Because the movie tested so low, they wanted it to be recut. Barry and I had ideas and had so much experience editing in TV we thought David would be collaborative. But he shut us out of the process. Eventually, he was taken off the movie and Barry and I recut the film (for 3 weeks, large portions are exactly as David had it, but we also changed a lot.) We did all the post, music, ADR, looping, marketing and advertising, all of it. It was an amazing learning experience.

But they never tested the movie again, so I assumed it was going to be a big bomb. I was supposed to be out of town for the opening but then they switched the opening weekend. Then the reviews came out and they were amazing. We were all shocked. It really didn’t do that well in the theaters. But it’s sold and is still selling on DVD and streaming. That has blown my mind.

Personally, I loved the final cut of the movie. They wound up giving us another $800,000 for music (for a total of 2 mil) which made such a huge difference. The cast couldn’t have been better. Without Lisa and Mira it wouldn’t have worked. They made it possible with their genius and charisma and chemistry to bring the characters to life. Janeane, Alan, Julia, Camryn, Vince, and Justin all bring so much to the movie. They all nailed the tone, playing it real. (Seeing a pattern: Play it real!) It was quirky, but it had a consistent voice. And I think the friendship story combined with the “accept yourself” message has made it hold up.

But the short answer was my first one: no!

What’s the best piece of advice you’ve had, and would you give this piece of advice yourself to someone pursuing this line of work?

Play it real. (joking) (but not joking)

If you are a writer, keep writing. If someone likes your writing but your project isn’t right for them, they’ll ask if you have anything else. Have something else. You’ll also get better and better by doing it. I got my undergrad degree in history and didn’t go to film school. So I learned by doing. Now I teach, but I also still take classes and read books on writing. I don’t take anything as gospel, I don’t slavishly follow any rules, but sometimes I’ll read something about writing as a way of stimulating my brain and getting it going. Anything that keeps you writing.

Find kindred spirits (hopefully, you will have found some already in school) to collaborate with. Even if it’s not officially, find someone you can swap work with. Who’s kind but willing to be honest with you. (Smart is a given.) My favorite thing is what I call “NBF” for non-binding feedback. I love hearing what a super smart, creative person has to say, but if I don’t agree, not having to listen. :) Also, sometimes being a writer, and the life of a writer, can be challenging, and having close friends whom you can be honest with about whatever it is you are struggling with can be invaluable. It can be a solitary life. You need those folks who know what you’re going through.

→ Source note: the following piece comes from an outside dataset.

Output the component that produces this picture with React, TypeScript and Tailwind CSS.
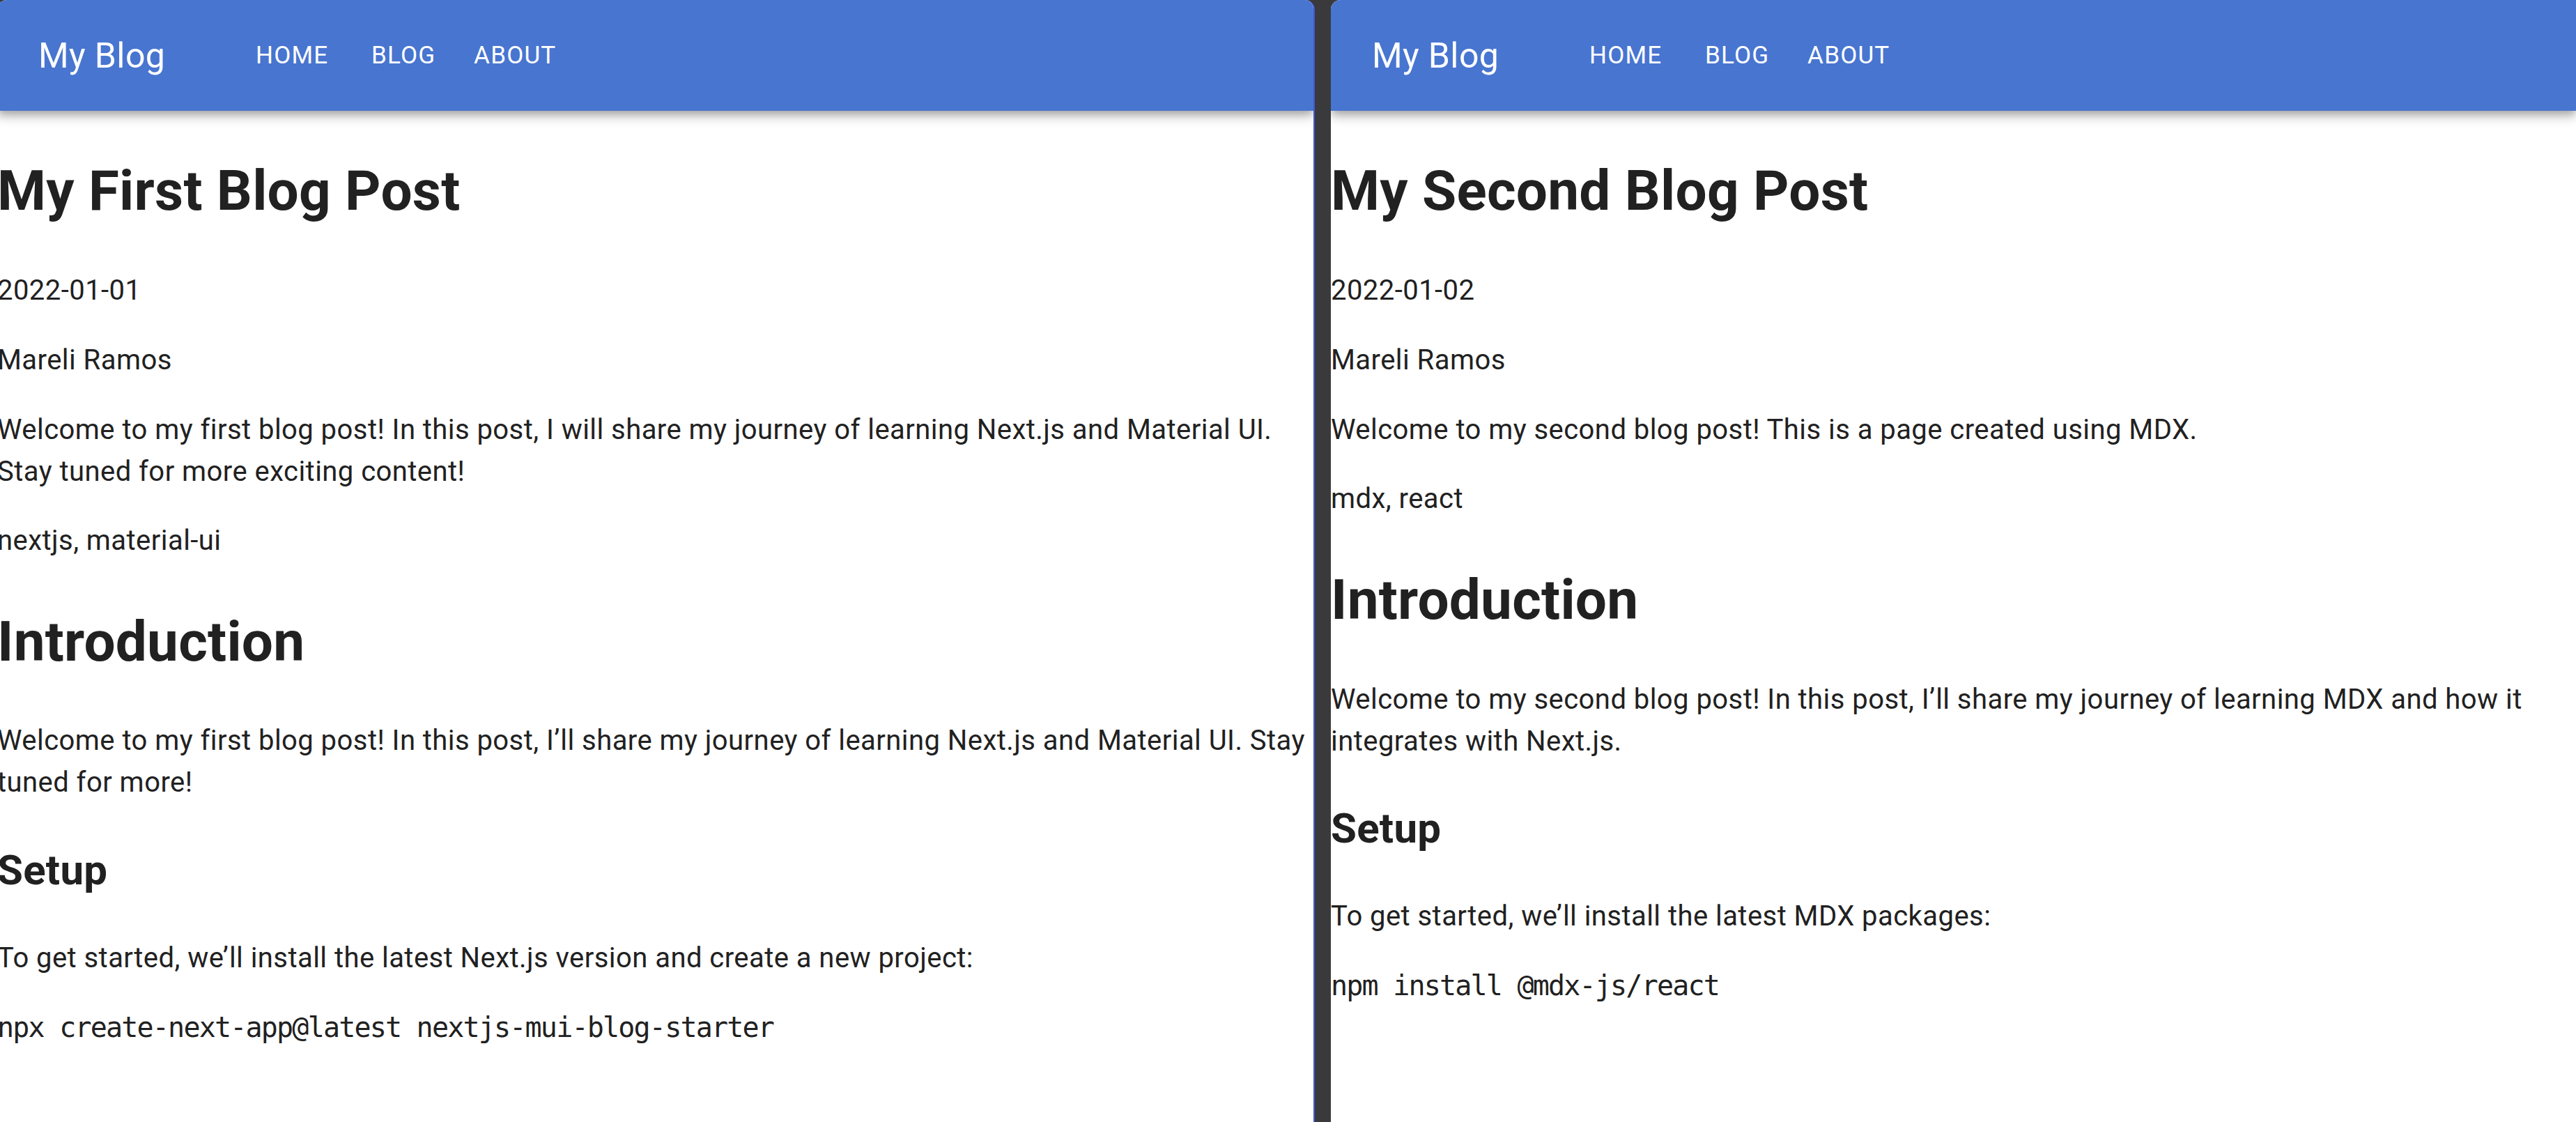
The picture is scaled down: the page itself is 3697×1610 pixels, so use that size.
import React from "react";

type Block =
  | { kind: "h1"; text: string; mt: string }
  | { kind: "h2"; text: string; mt: string }
  | { kind: "p"; text: string; mt: string }
  | { kind: "code"; text: string; mt: string };

function Header() {
  return (
    <header className="relative z-10 h-[159px] shrink-0 bg-[#4875d0] text-white flex items-center px-[59px] shadow-[0_5px_10px_-2.5px_rgba(0,0,0,0.2),0_10px_12.5px_0_rgba(0,0,0,0.14),0_2.5px_25px_0_rgba(0,0,0,0.12)]">
      <div className="text-[50px] leading-[80px] font-normal tracking-[0.375px] whitespace-nowrap">My Blog</div>
      <nav className="ml-[102px] flex">
        {["HOME", "BLOG", "ABOUT"].map((l) => (
          <div
            key={l}
            className="min-w-[160px] px-[20px] py-[15px] text-center text-[35px] leading-[61px] font-normal tracking-[1.2px] uppercase"
          >
            {l}
          </div>
        ))}
      </nav>
    </header>
  );
}

function Article({ blocks }: { blocks: Block[] }) {
  return (
    <main className="flex flex-col text-[#212121]">
      {blocks.map((b, i) => {
        if (b.kind === "h1")
          return (
            <h1 key={i} className={`${b.mt} text-[80px] leading-[96px] font-bold tracking-[0.25px]`}>
              {b.text}
            </h1>
          );
        if (b.kind === "h2")
          return (
            <h2 key={i} className={`${b.mt} text-[60px] leading-[72px] font-bold tracking-[0.25px]`}>
              {b.text}
            </h2>
          );
        if (b.kind === "code")
          return (
            <pre
              key={i}
              className={`${b.mt} text-[40px] leading-[60px] tracking-[-1.8px] font-['DejaVu_Sans_Mono',monospace] whitespace-pre`}
            >
              {b.text}
            </pre>
          );
        return (
          <p key={i} className={`${b.mt} text-[40px] leading-[60px] tracking-[0.45px]`}>
            {b.text}
          </p>
        );
      })}
    </main>
  );
}

const first: Block[] = [
  { kind: "h1", text: "My First Blog Post", mt: "mt-[67px]" },
  { kind: "p", text: "2022-01-01", mt: "mt-[65px]" },
  { kind: "p", text: "Mareli Ramos", mt: "mt-[40px]" },
  {
    kind: "p",
    text: "Welcome to my first blog post! In this post, I will share my journey of learning Next.js and Material UI. Stay tuned for more exciting content!",
    mt: "mt-[40px]",
  },
  { kind: "p", text: "nextjs, material-ui", mt: "mt-[39px]" },
  { kind: "h1", text: "Introduction", mt: "mt-[67px]" },
  {
    kind: "p",
    text: "Welcome to my first blog post! In this post, I\u2019ll share my journey of learning Next.js and Material UI. Stay tuned for more!",
    mt: "mt-[64px]",
  },
  { kind: "h2", text: "Setup", mt: "mt-[60px]" },
  {
    kind: "p",
    text: "To get started, we\u2019ll install the latest Next.js version and create a new project:",
    mt: "mt-[60px]",
  },
  { kind: "code", text: "npx create-next-app@latest nextjs-mui-blog-starter", mt: "mt-[39px]" },
];

const second: Block[] = [
  { kind: "h1", text: "My Second Blog Post", mt: "mt-[67px]" },
  { kind: "p", text: "2022-01-02", mt: "mt-[65px]" },
  { kind: "p", text: "Mareli Ramos", mt: "mt-[40px]" },
  { kind: "p", text: "Welcome to my second blog post! This is a page created using MDX.", mt: "mt-[40px]" },
  { kind: "p", text: "mdx, react", mt: "mt-[39px]" },
  { kind: "h1", text: "Introduction", mt: "mt-[67px]" },
  {
    kind: "p",
    text: "Welcome to my second blog post! In this post, I\u2019ll share my journey of learning MDX and how it integrates with Next.js.",
    mt: "mt-[65px]",
  },
  { kind: "h2", text: "Setup", mt: "mt-[59px]" },
  { kind: "p", text: "To get started, we\u2019ll install the latest MDX packages:", mt: "mt-[60px]" },
  { kind: "code", text: "npm install @mdx-js/react", mt: "mt-[39px]" },
];

export default function App() {
  return (
    <div className="h-[1610px] w-[3697px] overflow-hidden bg-[#3a3a3c] flex font-[Roboto,sans-serif]">
      <section className="-ml-[4px] w-[1891px] shrink-0 h-full bg-white rounded-t-[14px] overflow-hidden border-r-2 border-[#4257d6] flex flex-col">
        <Header />
        <Article blocks={first} />
      </section>
      <div className="w-[23px] shrink-0" />
      <section className="flex-1 min-w-0 h-full bg-white rounded-tl-[14px] overflow-hidden flex flex-col">
        <Header />
        <Article blocks={second} />
      </section>
    </div>
  );
}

When I’m writing I try and remind myself: CONFUSION IS PART OF THE PROCESS. Even when you have craft, you have a million choices to make, from choices that’ll affect your whole story, to choices about the smallest character details. Sometimes it’s hard to know which one to make. You just have to wade through the process, to find that core idea (a story about a friendship that’s tested) so you have something to hang it on.

When you are in a meeting with an executive and you get a note you’re not sure about, look interested, say, “Hmmm. Interesting. Can I think about that?” or some variation. So the executive feels heard but you haven’t agreed to anything. That being said, take an executive’s notes very seriously. The note may seem lame but the underlying concern, if you can discern it, could be valid.